What kind of performance issues are you getting?

I have been a very vocal proponent on this Forum about not running TSM in a VM machine EVEN IF it is the only one there. The reason is that VMs rely on hypervisors for managing resources. TSM is I/O intensive for most of its Operations. Hypervisors adds a complexity layer and TSM cannot fully take adavantage of the unobstructed view of the I/O system.

Thus, I don't use VMs for TSM instances, and this has been a battle that I have won time and time again.
 
I wish I had that option to not run on a VM, but that's a non starter here. You WILL use a VM or you know where the door is more or less. I have 24 SP servers running VMs and for the most part I am not having problems with them.
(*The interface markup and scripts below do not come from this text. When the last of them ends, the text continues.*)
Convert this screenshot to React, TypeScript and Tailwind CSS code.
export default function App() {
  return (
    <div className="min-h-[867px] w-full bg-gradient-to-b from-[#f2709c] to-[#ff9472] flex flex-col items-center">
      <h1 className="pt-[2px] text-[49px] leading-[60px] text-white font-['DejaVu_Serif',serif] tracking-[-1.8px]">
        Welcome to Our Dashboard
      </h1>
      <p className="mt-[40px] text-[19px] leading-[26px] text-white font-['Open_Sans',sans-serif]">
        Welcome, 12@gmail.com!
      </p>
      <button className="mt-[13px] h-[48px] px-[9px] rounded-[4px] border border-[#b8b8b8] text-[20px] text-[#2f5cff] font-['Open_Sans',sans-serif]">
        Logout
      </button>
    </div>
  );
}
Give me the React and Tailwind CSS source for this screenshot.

This problem was identified as an issue with a VM setting for CPU hot add that was not enabled. Once this was updated and the system restarted these CPU busy issues ended. This setting was enabled on all other SP VMs, so human error I guess.

Now I am having other issues, and the VM layers of abstraction certainly make troubleshooting this difficult. Occasionally one of the virtual disks will have latency from 50 to 500ms for hours at a time. Working with the VM and SAN teams to try aid figure out what is going on there. The disks are either used for the DB2 logs or one of the DB file systems.
 
I wish I could offer more help but I have gone this route before and proved to the powers that be that TSM is not meant to be run in a VM especially VM Ware or Hyper V.

Even when I tried TSM on AIX on top of a hypervisor, the performance was terrible. TSM on AIX as a LPAR that has predefined resources works but still not to my liking.

One thing to note, remove CPU HOT Add and stick to a defined CPU and resources count. CPU HOT Add allows CPU sharing which can drastically punish VMs that are CPU and I/O intensive when these VMs are at their lull moments.